Unlocking the Structure of Biofilms

Unlocking the Structure of Biofilms 1024 575 Kevin Mayhood
Illustration showing the precise pattern of a biofilm - a perfect, 3D matrix

Researchers characterize a component that stabilizes biofilms, a step toward learning ways to disrupt protection of harmful bacteria.

In the extracellular DNA lattice of bacterial biofilms, nature appears to reprise the functional equivalent of Holliday junction (HJ) intermediates — cross-shaped structures formed during the process of genetic recombination, researchers at Nationwide Children’s Hospital report in Proceedings of the National Academy of Sciences.

The HJ-like structures are key to a stable biofilm that protects bacteria. The protection, which includes the biofilm’s resistance to DNA-cleaving nucleases, allows the pathogens to act as a reservoir for chronic and recurrent infections, costing thousands of lives and billions of dollars in care annually.

“Bacteria in a biofilm state are 1,000-fold more resistant to antibiotics than when they are free-living,” says Steven Goodman, PhD, a principal investigator in the Center for Microbial Pathogenesis at Nationwide Children’s and senior author of the research. “There’s plenty of use for preventing biofilm formation, but for practical reasons, getting rid of an extant matrix has much more utility. Usually you don’t have a medical problem until you come to the doctor with biofilm infections.”

Dr. Goodman and colleagues are already developing a potential antibody-based therapy to disrupt biofilms but, “once we understand what the structure is, we’ll be able to find other ways to undermine it. This is a big step in a series of steps to figure that out.”

The research builds on a discovery Dr. Goodman and Lauren Bakaletz, PhD, director of the Center for Microbial Pathogenesis, made nearly a decade ago. The two identified the protein DNABII as a linchpin contributing to the structural integrity of single-species and multispecies biofilms found on devices and in chronic infections of the ear, lung, urinary tract and more.

Due to the HJ-like shape of the lattice structures and DNABII’s affinity and specificity to HJs, the researchers suggested the structures were related to HJs. Aishwarya Devaraj, PhD, a senior research scientist in Dr. Goodman’s lab, tested the hypothesis by establishing equivalence.

On biofilms of uropathogenic Escherichia coli, nontypeable Haemophilus influenzae and Staphylococcus epidermidis, Dr. Devaraj added an antibody the researchers have shown removes DNABII and collapses the biofilm. At the same time, she added the protein RuvA, which binds to and stabilizes HJs.

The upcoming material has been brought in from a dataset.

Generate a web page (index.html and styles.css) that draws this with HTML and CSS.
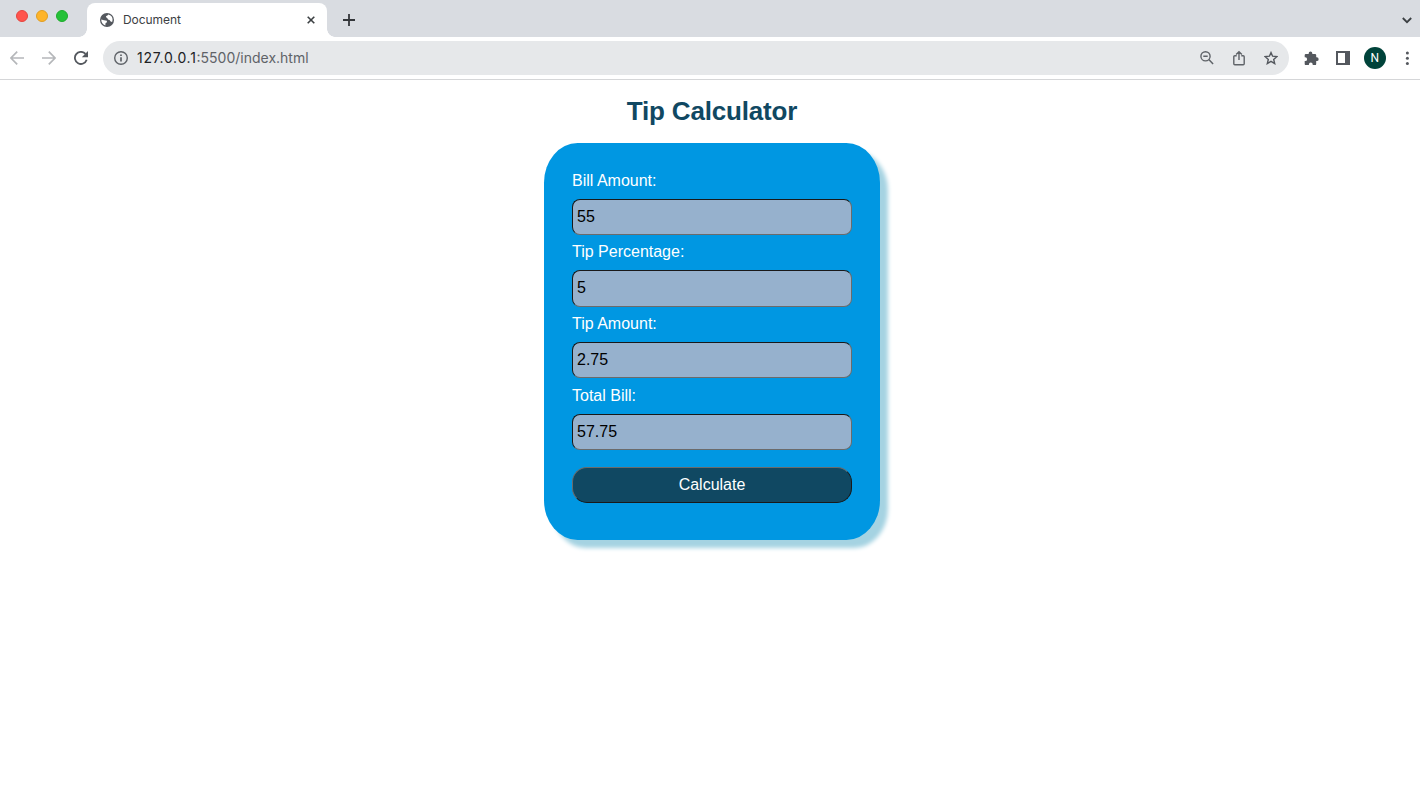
FILE: index.html
```html
<!DOCTYPE html>
<html lang="en">
<head>
<meta charset="utf-8">
<title>Document</title>
<link rel="stylesheet" href="styles.css">
</head>
<body>
<header class="browser">
  <div class="tabs">
    <div class="lights"><i class="red"></i><i class="yellow"></i><i class="green"></i></div>
    <div class="tab">
      <svg class="globe" width="14" height="14" viewBox="0 0 14 14"><circle cx="7" cy="7" r="7" fill="#54585e"/><path d="M1.2 6.5 4 7.2 6.8 7.8 7 9.3 5.6 10 5.3 12.4C2.8 11.7 1.2 9.5 1.2 6.5ZM8.2 1.4C7.8 2.8 6.2 2.3 5.9 3.8 6 5 7.4 4.3 7.6 5.7 7.9 7 9.6 6.3 10 7.5 10.2 8.4 11 8.7 12.1 8.9 13.6 5.6 11.9 2.2 8.2 1.4Z" fill="#fff"/></svg>
      <span class="title">Document</span>
      <svg class="close" width="8" height="8" viewBox="0 0 8 8"><path d="M.7.7 7.3 7.3M7.3.7.7 7.3" stroke="#3c4043" stroke-width="1.6"/></svg>
    </div>
    <svg class="plus" width="12" height="12" viewBox="0 0 12 12"><path d="M6 0V12M0 6H12" stroke="#33363a" stroke-width="1.8"/></svg>
    <svg class="chevron" width="10" height="7" viewBox="0 0 10 7"><path d="M.8 1 5 5.2 9.2 1" fill="none" stroke="#3c4043" stroke-width="1.8"/></svg>
  </div>
  <div class="toolbar">
    <nav class="nav">
      <svg width="14" height="14" viewBox="0 0 14 14"><path d="M14 7H1M7.2.7.9 7l6.3 6.3" fill="none" stroke="#b5b7ba" stroke-width="1.7"/></svg>
      <svg width="14" height="14" viewBox="0 0 14 14"><path d="M0 7H13M6.8.7 13.1 7l-6.3 6.3" fill="none" stroke="#b5b7ba" stroke-width="1.7"/></svg>
      <svg width="14" height="14" viewBox="0 0 14 14"><path d="M12.7 8.8A6.05 6.05 0 1 1 11.5 2.9" fill="none" stroke="#54585e" stroke-width="1.8"/><path d="M14 0V6.2H7.8Z" fill="#54585e"/></svg>
    </nav>
    <div class="address">
      <svg width="14" height="14" viewBox="0 0 14 14"><circle cx="7" cy="7" r="6.3" fill="none" stroke="#5f6368" stroke-width="1.4"/><path d="M7 6.2V10.5M7 3.4V5" stroke="#54585e" stroke-width="1.6"/></svg>
      <span class="url"><b>127.0.0.1</b>:5500/index.html</span>
      <div class="actions">
        <svg width="14" height="14" viewBox="0 0 14 14"><circle cx="5.5" cy="5.3" r="4.6" fill="none" stroke="#5f6368" stroke-width="1.4"/><path d="M8.8 8.6 13.1 13M3.3 5.3H7.7" stroke="#5f6368" stroke-width="1.5"/></svg>
        <svg width="14" height="16" viewBox="0 0 14 16"><path d="M4.7 5.7H2.8Q1.8 5.7 1.8 6.7V13.7Q1.8 14.7 2.8 14.7H11.2Q12.2 14.7 12.2 13.7V6.7Q12.2 5.7 11.2 5.7H9.3M7 10V1.8M4.1 4.6 7 1.7 9.9 4.6" fill="none" stroke="#5f6368" stroke-width="1.4"/></svg>
        <svg width="14" height="14" viewBox="0 0 14 14"><path d="M7 1.6 8.6 5.2 12.9 5.6 9.7 8.4 10.7 12.6 7 10.4 3.3 12.6 4.3 8.4 1.1 5.6 5.4 5.2Z" fill="none" stroke="#54585e" stroke-width="1.4"/></svg>
      </div>
    </div>
    <div class="tools">
      <svg width="15" height="15" viewBox="0 0 15 15"><path d="M4.7 2.2a1.8 1.8 0 0 1 3.6 0V2.9H11Q12.2 2.9 12.2 4.1V6.3H12.8A1.85 1.85 0 0 1 12.8 10H12.2V12.9Q12.2 14.1 11 14.1H8.7V13.4A1.9 1.9 0 0 0 4.9 13.4V14.1H1.9Q.7 14.1.7 12.9V10.1H1.2A1.9 1.9 0 0 0 1.2 6.3H.7V4.1Q.7 2.9 1.9 2.9H4.7Z" fill="#54585e"/></svg>
      <svg width="14" height="14" viewBox="0 0 14 14"><path fill-rule="evenodd" d="M0 0H14V14H0ZM2 2V12H9V2Z" fill="#54585e"/></svg>
      <span class="avatar">N</span>
      <svg width="4" height="14" viewBox="0 0 4 14"><g fill="#54585e"><circle cx="2.4" cy="2" r="1.5"/><circle cx="2.4" cy="7.3" r="1.5"/><circle cx="2.4" cy="12.5" r="1.5"/></g></svg>
    </div>
  </div>
</header>
<main class="page">
  <h1>Tip Calculator</h1>
  <form class="card">
    <label for="bill">Bill Amount:</label><input id="bill" type="text" value="55">
    <label for="percent">Tip Percentage:</label><input id="percent" type="text" value="5">
    <label for="tip">Tip Amount:</label><input id="tip" type="text" value="2.75">
    <label for="total">Total Bill:</label><input id="total" type="text" value="57.75">
    <button type="button">Calculate</button>
  </form>
</main>
</body>
</html>
```
FILE: styles.css
```css
* { box-sizing: border-box; }
body { margin: 0; height: 810px; overflow: hidden; background: #fff; font-family: "Liberation Sans", Arial, sans-serif; }
svg { display: block; flex: none; }
.tabs { display: flex; height: 37px; background: #d9dce1; }
.lights { display: flex; gap: 8px; padding: 10.4px 0 0 16px; width: 87px; flex: none; }
.lights i { width: 12px; height: 12px; border-radius: 50%; border: 1px solid; }
.lights .red { background: #ff544d; border-color: #e5453f; }
.lights .yellow { background: #feb429; border-color: #e09e22; }
.lights .green { background: #25c138; border-color: #1dac2c; }
.tab { position: relative; display: flex; align-items: center; width: 240px; height: 34px; margin-top: 3px; padding: 0 12px 0 13px; border-radius: 8px 8px 0 0; background: #fff; font: 12px/16px Inter, sans-serif; color: #3c4043; letter-spacing: -.05px; }
.tab::before, .tab::after { content: ""; position: absolute; bottom: 0; width: 8px; height: 8px; }
.tab::before { left: -8px; background: radial-gradient(circle at 0 0, transparent 7.5px, #fff 8px); }
.tab::after { right: -8px; background: radial-gradient(circle at 100% 0, transparent 7.5px, #fff 8px); }
.title { margin-left: 9px; }
.close { margin-left: auto; }
.plus { margin: 14px 0 0 16px; }
.chevron { margin: 17px 8px 0 auto; }
.toolbar { display: flex; align-items: center; height: 43px; padding: 0 10px; border-bottom: 1px solid #d5d6d8; background: #fff; }
.nav { display: flex; gap: 18px; width: 93px; flex: none; }
.address { display: flex; align-items: center; width: 1186px; height: 34px; padding: 0 11px; border-radius: 17px; background: #e6e8ea; }
.url { margin-left: 9px; font: 14px/20px Inter, sans-serif; color: #5f6368; }
.url b { font-weight: 400; letter-spacing: .7px; color: #202124; }
.actions { display: flex; align-items: center; gap: 18px; margin-left: auto; }
.tools { display: flex; align-items: center; margin-left: 14.5px; gap: 17.2px; }
.avatar { display: grid; place-items: center; width: 22px; height: 22px; margin-left: -3px; border-radius: 50%; background: #00433a; color: #fff; font: 12px/14px Roboto, sans-serif; }
.tools .avatar + svg { margin-left: 2px; }
.page { display: flex; flex-direction: column; align-items: center; padding-left: 4px; }
h1 { margin: 16px 0 17px; font-size: 26px; line-height: 30px; letter-spacing: -.18px; color: #104862; }
.card { display: flex; flex-direction: column; width: 336px; height: 397px; padding: 20.23px 28px 0; border-radius: 10%; background: #0097e2; box-shadow: 8px 8px 4px #a5d3e2; color: #fff; font-size: 16px; }
label { height: 35.57px; padding-top: 7.5px; line-height: 19px; }
input { height: 36.1px; margin: 0; padding: 0 4px; border: 1px solid; border-color: #191919 #6b6b6b #6b6b6b #191919; border-radius: 8px; background: #96b1cd; color: #000; font: 16px "Liberation Sans", Arial, sans-serif; }
button { height: 36px; margin-top: 17.6px; padding: 0 0 1px; border: 1px solid; border-color: #6b6b6b #191919 #191919 #6b6b6b; border-radius: 15px; background: #104862; color: #fff; font: 16px "Liberation Sans", Arial, sans-serif; }
```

The structures held and were as strong as before.

She then added the proteins RuvB and RuvC, which when combined with the RuvA, chop HJs and resolve them into two double-stranded DNA helices.

The biofilms collapsed.

“The only reason the RuvABC complex was able to chew up the DNA matrix is we knocked off the DNABII protein,” Dr. Goodman says. “But how these scaffolds form, what the big thick strands of fibers are, why other proteins that degrade DNA have no effect — those are things we’re currently studying.”

 

Reference:

Devaraj A, Buzzo JR, Mashburn-Warren L, Gloag ES, Novotny LA, Stoodley P, Bakaletz LO, Goodman SD. The extracellular DNA lattice of bacterial biofilms is structurally related to Holliday Junction recombination intermediatesProceedings of the National Academy of Sciences. 2019 Dec 10;116(50):25068-25077.